There's an office of women going out to a single's bar. A pretty blonde is all hung up on some guy named Jeff. A UPS delivery guy named Billy likes the pretty blonde. Jeff dumps the pretty blonde (or something like that, anyway she winds up crying). Billy is sitting at the bar trying to work up the nerve to go talk to the blonde, and Andrew is trying to encourage him. This must be foreshadowing because I've seen this show enough to know that Andrew is the "Angel of Death" and as such is totally the last guy you ever want to be taking relationship advice from, but of course Billy doesn't know this. He goes and talks to her. The next day at the office, Billy doesn't show up to make his normal delivery. The blonde thinks it's because he doesn't like her (because apparently the universe revolves around her) but it's not. Surprise! Billy's dead!

Now if the show ended here, the moral would probably be "Life sucks, get over it." But you know that's not going to happen here (it woudn't even happen on "America's Most Wanted", either: They'd be all over that drunk driver that killed poor Billy). I totally expected the angels to hook her up with some new guy, maybe some bookworm that we haven't seen before or something. Instead, Monica tells her to stop worrying so much about finding the perfect man, and start trying to be the perfect woman. And so the pretty blonde starts volunteering at a retirement home. I thought that was a cool ending, and not at all the romantic "There's someone for everyone" crap I was expecting.

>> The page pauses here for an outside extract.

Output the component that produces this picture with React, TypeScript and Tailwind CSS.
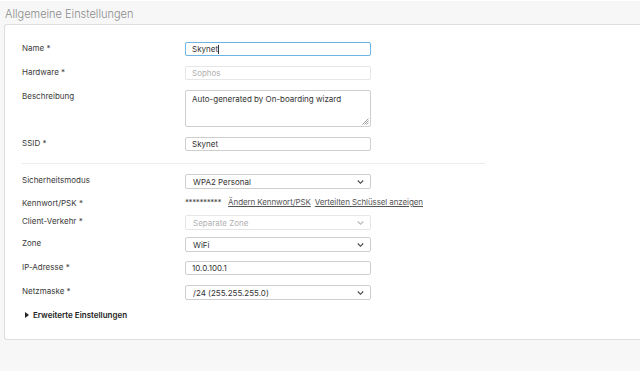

OK, not a surprise, just an observation: Why are there so many angels on this show? I understand having a guest start angel every once in a while, but they have like five or six regular cast members. Does it really take that many angels to teach one person a simple lesson? On "Highway To Heaven", Michael Landon used to do the same thing all by himself every week. This show is more like "The A-Team". Except instead of a crack squad of commandoes, these are women aging badly.